In Heinlein’s novella “By His Bootstraps,” by the end it doesn’t quite make sense; Bob only gets to the future via his time traveling future self, who got there via his future self … He only has access to the time machine via his future self. But the story is crafted well enough with all sorts of ingenious surprises that I’m too entertained to process paradoxes until I’m long done reading.

The free will problem is often avoided via creation of alternate realities. In Woman on the Edge of Time, Connie can choose wrong and the good future won’t exist, but then the visitors from the future will be from an alternate future (or would that mean she imagined them all along?).

There are, of course, lots of mediocre time travel stories. I read some in critique workshops, and mediocre stories are constantly published when they roll with a trend or other silly reasons. They can’t bug me as much as a McDonald’s commercial I saw as a child. The McDonaldland characters travel forward on a time machine. They meet the future Mayor McCheese who says, “Here in the Future …”

“Arrgh!” went little Steve. “It’s the Present for Mayor McCheese!”

Prophecy, more common in fantasy (though time travel, even when sold as sci-fi is mostly fantasy), is a similar message from the future.

One would think prophecy would be less of a threat to free will than time travel. Just because you know what I’m going to choose doesn’t mean I don’t have a choice. But traditionally, as in mythology, it’s seen as stifling to freedom. Perhaps Oedipus freely chose his actions, but his intentions to avoid his embarrassing fate are doomed in the face of prophecy.

In novels, more commonly, the prophecy is that someone will come along and do something great, but the hero still has to prove their worth for the prophecy to be fulfilled.
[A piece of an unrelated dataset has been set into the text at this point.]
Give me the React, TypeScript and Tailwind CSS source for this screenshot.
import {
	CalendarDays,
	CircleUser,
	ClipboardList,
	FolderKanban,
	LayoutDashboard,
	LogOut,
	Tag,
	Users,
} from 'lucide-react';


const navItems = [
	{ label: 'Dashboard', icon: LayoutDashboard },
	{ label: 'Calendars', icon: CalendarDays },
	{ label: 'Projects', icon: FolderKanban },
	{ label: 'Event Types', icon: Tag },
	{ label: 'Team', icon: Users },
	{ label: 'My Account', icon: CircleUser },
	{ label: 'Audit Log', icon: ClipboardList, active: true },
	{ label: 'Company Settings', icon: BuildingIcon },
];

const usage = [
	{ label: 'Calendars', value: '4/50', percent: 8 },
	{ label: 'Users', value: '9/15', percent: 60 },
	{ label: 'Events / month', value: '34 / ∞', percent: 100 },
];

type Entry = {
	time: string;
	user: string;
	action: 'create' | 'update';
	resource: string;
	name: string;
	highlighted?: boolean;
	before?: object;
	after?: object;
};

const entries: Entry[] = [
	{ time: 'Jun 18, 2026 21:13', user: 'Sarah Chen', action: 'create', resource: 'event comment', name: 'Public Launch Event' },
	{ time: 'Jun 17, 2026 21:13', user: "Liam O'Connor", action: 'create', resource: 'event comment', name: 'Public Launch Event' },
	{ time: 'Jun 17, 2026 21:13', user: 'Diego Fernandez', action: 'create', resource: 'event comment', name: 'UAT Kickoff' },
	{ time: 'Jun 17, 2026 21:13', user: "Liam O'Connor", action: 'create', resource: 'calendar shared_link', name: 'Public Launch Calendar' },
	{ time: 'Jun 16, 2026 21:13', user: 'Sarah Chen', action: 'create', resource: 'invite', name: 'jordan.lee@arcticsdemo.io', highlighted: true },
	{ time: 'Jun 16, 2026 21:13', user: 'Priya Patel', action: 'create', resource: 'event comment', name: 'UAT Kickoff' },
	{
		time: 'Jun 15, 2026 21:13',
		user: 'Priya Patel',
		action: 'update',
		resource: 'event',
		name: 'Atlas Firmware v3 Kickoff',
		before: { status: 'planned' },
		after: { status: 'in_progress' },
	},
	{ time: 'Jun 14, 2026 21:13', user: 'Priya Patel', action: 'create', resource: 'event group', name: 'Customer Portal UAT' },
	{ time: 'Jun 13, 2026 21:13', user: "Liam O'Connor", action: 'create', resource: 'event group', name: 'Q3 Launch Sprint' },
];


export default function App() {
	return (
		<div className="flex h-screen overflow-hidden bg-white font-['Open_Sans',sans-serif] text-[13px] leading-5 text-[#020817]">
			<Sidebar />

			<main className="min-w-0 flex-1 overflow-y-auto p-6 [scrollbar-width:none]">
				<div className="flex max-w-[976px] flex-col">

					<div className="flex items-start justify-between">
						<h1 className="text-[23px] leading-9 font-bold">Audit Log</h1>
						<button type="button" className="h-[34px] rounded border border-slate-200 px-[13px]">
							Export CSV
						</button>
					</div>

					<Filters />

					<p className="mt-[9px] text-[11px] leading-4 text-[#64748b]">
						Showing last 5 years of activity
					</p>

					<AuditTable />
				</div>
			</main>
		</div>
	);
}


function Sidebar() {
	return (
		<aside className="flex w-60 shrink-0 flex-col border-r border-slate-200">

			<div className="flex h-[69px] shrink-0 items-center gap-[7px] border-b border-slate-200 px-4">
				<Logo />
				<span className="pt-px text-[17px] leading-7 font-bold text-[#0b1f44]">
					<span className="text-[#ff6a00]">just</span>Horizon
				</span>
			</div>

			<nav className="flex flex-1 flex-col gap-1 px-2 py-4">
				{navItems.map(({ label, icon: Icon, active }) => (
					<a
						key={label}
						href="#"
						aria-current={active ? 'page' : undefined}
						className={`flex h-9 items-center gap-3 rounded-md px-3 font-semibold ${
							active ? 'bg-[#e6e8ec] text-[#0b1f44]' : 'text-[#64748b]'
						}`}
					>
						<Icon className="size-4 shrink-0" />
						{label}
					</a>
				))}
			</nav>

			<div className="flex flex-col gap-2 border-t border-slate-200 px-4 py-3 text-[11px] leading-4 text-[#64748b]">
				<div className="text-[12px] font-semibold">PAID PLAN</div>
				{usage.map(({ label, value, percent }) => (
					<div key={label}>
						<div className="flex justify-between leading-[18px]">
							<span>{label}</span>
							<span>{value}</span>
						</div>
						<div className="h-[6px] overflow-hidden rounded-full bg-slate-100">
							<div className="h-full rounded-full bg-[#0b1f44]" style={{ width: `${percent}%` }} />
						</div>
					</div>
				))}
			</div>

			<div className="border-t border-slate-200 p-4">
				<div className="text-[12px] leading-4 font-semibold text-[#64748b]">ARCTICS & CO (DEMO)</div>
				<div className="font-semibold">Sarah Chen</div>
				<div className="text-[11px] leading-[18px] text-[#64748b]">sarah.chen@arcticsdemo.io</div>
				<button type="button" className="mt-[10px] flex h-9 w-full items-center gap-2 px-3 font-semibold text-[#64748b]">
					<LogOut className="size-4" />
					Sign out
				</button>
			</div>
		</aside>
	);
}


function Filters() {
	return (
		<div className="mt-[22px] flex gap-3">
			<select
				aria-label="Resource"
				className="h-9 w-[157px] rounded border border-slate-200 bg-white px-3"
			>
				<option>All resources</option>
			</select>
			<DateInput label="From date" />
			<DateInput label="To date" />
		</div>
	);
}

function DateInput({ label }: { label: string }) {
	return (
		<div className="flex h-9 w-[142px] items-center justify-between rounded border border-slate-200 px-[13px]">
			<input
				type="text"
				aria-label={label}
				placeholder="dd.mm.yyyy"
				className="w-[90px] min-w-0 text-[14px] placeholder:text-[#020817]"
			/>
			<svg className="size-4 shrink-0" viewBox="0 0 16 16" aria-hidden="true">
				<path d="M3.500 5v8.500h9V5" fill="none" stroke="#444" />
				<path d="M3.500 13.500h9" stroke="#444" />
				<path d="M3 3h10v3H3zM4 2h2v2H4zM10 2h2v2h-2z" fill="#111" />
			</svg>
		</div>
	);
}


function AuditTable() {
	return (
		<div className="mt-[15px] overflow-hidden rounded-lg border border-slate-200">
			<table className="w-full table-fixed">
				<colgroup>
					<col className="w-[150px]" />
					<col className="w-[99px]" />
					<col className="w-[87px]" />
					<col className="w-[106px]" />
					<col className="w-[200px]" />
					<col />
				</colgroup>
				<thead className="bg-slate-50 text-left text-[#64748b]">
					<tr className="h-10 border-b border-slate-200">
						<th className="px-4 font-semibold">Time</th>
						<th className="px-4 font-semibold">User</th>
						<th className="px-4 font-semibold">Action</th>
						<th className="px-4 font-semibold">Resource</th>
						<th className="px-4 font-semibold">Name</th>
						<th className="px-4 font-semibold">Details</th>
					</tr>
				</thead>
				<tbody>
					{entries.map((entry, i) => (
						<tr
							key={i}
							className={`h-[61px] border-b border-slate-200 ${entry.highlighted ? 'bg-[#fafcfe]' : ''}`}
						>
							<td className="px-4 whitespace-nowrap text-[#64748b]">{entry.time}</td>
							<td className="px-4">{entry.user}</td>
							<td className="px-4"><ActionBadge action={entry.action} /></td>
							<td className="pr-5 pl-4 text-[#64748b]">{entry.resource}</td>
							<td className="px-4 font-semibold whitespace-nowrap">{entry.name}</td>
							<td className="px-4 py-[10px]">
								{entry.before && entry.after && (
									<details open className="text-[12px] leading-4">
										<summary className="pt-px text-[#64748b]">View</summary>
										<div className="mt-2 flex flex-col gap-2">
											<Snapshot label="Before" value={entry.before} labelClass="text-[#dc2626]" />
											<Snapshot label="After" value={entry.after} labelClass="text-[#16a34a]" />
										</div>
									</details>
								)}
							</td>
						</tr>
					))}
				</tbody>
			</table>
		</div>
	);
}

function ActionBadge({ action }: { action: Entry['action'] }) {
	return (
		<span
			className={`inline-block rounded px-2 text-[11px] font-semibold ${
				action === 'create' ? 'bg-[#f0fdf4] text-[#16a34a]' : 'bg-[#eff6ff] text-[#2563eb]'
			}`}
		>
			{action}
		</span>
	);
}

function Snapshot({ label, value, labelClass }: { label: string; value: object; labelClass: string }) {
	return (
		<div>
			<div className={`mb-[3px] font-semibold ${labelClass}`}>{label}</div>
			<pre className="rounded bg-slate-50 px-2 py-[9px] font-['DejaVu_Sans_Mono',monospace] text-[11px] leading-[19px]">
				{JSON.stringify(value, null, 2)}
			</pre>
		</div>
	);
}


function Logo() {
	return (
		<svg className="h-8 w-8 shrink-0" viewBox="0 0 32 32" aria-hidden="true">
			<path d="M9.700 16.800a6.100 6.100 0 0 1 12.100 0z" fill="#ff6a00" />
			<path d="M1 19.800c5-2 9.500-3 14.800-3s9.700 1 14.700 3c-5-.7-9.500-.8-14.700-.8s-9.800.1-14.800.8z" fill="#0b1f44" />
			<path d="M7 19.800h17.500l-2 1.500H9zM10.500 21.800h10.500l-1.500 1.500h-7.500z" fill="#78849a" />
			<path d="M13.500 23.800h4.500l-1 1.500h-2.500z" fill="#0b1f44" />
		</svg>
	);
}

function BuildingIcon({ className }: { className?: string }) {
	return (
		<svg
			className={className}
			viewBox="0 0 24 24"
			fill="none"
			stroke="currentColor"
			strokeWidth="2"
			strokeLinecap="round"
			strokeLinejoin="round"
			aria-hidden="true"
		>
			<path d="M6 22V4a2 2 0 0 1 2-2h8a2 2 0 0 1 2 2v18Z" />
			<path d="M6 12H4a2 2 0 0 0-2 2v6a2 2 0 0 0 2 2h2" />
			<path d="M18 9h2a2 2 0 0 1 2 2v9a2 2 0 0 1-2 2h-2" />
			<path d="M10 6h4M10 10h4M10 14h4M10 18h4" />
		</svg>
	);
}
The hero has to succeed when failure is possible, make good choices when bad choices are possible. While it’s possible these are free choices but the oracles know what will be chosen, it’s hard for me to feel suspense unless a reasonable number of prophecies turn out to wrong, apparently due to unworthy protagonists. Yet enough prophecies have to come true for prophecies to matter; thus a lack of competent heroes can debunk the prophets, negate the collective ethos, and destroy society.

I’m not the sort of reader who would care about all of this. I’m not a character person; I like to like characters, but I’m not all about the protagonist’s “transformation” along their “journey.” But the character people who think that way are unburdened by stress about about freedom and free will. How’s that? Maybe they don’t have a mechanism for free will in mind like I do. Even unexplained, the idea of free will gives meaning to life, their own life and the lives of protagonists. Life must make sense, so they lose track of what a remarkable hypothesis free will is.
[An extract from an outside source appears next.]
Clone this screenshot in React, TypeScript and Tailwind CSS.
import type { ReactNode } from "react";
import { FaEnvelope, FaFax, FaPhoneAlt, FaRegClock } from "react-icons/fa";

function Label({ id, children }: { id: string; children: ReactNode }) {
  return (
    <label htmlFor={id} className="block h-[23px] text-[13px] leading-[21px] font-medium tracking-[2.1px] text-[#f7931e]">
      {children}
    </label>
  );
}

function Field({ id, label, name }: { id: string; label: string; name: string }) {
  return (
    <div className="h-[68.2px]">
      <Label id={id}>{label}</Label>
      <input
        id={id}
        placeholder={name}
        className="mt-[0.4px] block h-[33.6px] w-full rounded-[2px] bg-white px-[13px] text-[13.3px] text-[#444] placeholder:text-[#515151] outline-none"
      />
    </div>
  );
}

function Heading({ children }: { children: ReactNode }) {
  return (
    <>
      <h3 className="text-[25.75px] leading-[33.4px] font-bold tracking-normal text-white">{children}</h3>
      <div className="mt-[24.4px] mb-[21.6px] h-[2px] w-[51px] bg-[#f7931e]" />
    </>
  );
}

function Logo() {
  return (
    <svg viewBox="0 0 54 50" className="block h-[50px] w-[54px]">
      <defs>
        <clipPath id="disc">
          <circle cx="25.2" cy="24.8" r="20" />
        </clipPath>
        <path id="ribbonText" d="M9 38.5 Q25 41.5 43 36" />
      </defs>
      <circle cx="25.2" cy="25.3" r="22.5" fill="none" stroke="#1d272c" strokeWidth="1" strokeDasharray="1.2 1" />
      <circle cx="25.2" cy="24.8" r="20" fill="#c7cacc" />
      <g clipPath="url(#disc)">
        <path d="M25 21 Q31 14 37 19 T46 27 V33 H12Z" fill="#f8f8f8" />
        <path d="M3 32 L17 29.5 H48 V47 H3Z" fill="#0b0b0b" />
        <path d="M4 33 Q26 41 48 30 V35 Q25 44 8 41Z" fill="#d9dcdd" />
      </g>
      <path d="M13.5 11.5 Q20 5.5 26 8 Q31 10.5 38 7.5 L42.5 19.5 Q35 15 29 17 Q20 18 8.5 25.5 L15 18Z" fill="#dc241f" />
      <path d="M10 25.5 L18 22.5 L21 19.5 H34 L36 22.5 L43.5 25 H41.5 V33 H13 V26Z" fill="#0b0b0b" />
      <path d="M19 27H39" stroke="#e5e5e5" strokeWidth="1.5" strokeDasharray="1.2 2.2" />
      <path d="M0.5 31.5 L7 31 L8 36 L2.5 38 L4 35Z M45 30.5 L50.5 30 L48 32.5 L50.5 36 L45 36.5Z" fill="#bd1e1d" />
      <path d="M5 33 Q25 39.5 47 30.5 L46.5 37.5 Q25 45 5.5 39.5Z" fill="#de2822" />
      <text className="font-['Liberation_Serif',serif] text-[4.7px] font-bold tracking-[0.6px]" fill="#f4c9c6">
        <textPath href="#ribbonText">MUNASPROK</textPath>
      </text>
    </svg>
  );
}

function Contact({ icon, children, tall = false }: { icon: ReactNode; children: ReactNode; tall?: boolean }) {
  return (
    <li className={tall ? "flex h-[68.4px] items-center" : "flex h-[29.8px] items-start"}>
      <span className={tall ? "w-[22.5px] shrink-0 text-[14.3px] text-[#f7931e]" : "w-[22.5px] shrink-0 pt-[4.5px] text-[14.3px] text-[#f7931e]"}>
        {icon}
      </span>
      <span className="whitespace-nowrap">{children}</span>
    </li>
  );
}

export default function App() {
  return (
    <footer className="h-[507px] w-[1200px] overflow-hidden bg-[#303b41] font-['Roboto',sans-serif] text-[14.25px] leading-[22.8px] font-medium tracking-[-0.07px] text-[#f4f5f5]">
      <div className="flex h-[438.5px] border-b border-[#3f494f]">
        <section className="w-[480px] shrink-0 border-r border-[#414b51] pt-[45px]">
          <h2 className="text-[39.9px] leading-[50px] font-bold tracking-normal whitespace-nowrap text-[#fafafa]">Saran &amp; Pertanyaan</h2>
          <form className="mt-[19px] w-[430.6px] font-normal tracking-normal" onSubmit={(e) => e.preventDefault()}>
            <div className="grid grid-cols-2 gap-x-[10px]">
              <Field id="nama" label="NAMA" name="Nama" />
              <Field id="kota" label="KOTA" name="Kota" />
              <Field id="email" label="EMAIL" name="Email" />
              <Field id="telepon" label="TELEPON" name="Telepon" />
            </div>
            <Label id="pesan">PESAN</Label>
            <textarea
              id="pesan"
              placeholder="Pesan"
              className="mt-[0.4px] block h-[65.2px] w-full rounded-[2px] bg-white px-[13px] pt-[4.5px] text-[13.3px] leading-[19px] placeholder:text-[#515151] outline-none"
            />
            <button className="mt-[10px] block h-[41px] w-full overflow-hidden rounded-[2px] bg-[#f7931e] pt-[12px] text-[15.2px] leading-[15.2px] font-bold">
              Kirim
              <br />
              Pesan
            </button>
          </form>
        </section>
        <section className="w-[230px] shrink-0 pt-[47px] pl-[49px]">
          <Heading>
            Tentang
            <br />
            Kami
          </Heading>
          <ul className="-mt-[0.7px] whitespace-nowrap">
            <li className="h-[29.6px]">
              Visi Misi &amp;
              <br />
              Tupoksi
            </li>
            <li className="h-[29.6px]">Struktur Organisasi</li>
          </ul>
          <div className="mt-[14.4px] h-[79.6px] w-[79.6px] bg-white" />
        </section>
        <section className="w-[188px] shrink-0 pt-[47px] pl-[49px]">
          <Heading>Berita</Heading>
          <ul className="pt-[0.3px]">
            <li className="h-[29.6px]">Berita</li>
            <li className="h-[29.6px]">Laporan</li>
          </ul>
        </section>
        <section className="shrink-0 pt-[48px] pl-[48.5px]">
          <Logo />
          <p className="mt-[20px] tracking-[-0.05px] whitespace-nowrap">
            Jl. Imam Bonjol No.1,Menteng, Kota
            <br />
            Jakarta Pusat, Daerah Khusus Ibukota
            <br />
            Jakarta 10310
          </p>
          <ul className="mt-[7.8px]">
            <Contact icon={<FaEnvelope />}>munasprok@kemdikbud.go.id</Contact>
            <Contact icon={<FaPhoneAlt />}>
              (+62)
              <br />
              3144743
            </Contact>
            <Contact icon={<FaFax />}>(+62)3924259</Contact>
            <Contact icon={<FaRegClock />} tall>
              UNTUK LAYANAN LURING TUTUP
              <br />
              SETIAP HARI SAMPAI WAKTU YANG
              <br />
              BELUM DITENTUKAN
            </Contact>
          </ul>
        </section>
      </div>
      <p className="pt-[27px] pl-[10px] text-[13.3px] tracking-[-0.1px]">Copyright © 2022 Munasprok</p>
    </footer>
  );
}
Or is it that remarkable a hypothesis? The answer may depend on quantum mechanics, neurology, and existentialism.

QUANTUM—We often imagine a free being as a soul, even if we don’t believe in that, the Little Special Spark idea runs deep. I once imagined that abstract “I” interfering with chemical brain reactions that would otherwise be determinate, in order to make myself carry out my decisions.

Nowadays, the best shortcut around determinism is new age interpretations of probability in quantum mechanics. Perhaps we could cause waveform collapse with our “consciousness.” Even better: in a many-worlds interpretation, could be somehow decide which reality to experience?

NEUROLOGY—Some neurologists claim to have shown that we make our decisions before we are aware of making them. Although it’s conceivable we could make intentional even if we are unaware of them. But the idea doesn’t feel right:

“It’s a subtle thing, freedom. It takes effort; it takes attention and focus not to act something like an automaton. Although we do have freedom, we exercise it only when we strive for awareness, when we are conscious not just of the content of the mind but also of the mind itself as a process.”

Dr. Jeffrey Schwartz, UCLA Psychiatrist, quoted by Gabor Maté, In the Realm of the Hungry Ghosts

Fortunately, new age quantum nonsense explains free decisions we don’t know about yet. If the universe is a hologram and the product of our consciousnesses, our true minds exist outside the spacetime continuum. It matters neither when the decision is made nor when the decider is aware.

Avoiding the time shift problem is Gabor Mate’s suggestion (in the same book), which he attributes to Richard Gregory at the University of Bristol, that rather than free will, we really have Free Won’t. Freedom is not in the formation of the idea of action, a moment detected by the neurologists. The moment we show our character is when we choose whether to veto the action. And that is a conscious moment. Practice makes for a wise and easy use of this veto skill—segue to mindfulness.

EXISTENTIALISM—Regardless of whether the freedom is a cosmic function of reality or an illusion, we seem to get more of it through mindfulness: paying attention to our decisions and not getting fooled easy. Even the most scientifically rigid study of mindfulness references Buddhism, which asserts anatman: the rejection of the idea of an abiding self, that Little Special Spark.

When dabbling in Zen, I don’t take that too literally. Even if a Little Special Spark exists, though, the path to freedom may best be found not thinking in those terms. This suggests a freedom that does not depend on literal free will. Instead, “freedom” in existentialism is about the ability to act with full responsibility. Meaning isn’t given to us by a universe that makes each of us, essentially, a subatomic particle of true freedom that acts on synapses. Instead, we are accidents of physics that assign meaning to accidents.

This third category may be the best way to describe how readers find meaning in the decisions of protagonists who apparently lack free will. Even if their life is predestined, a fictional character unfolds. Evolves. In ye olde hero’s journey, the hero can just go along for the ride. A skilled writer can make me forget or not care that their character has no Little Special Spark. But I like it when I’m convinced they DO have a spark, whether it’s true or not.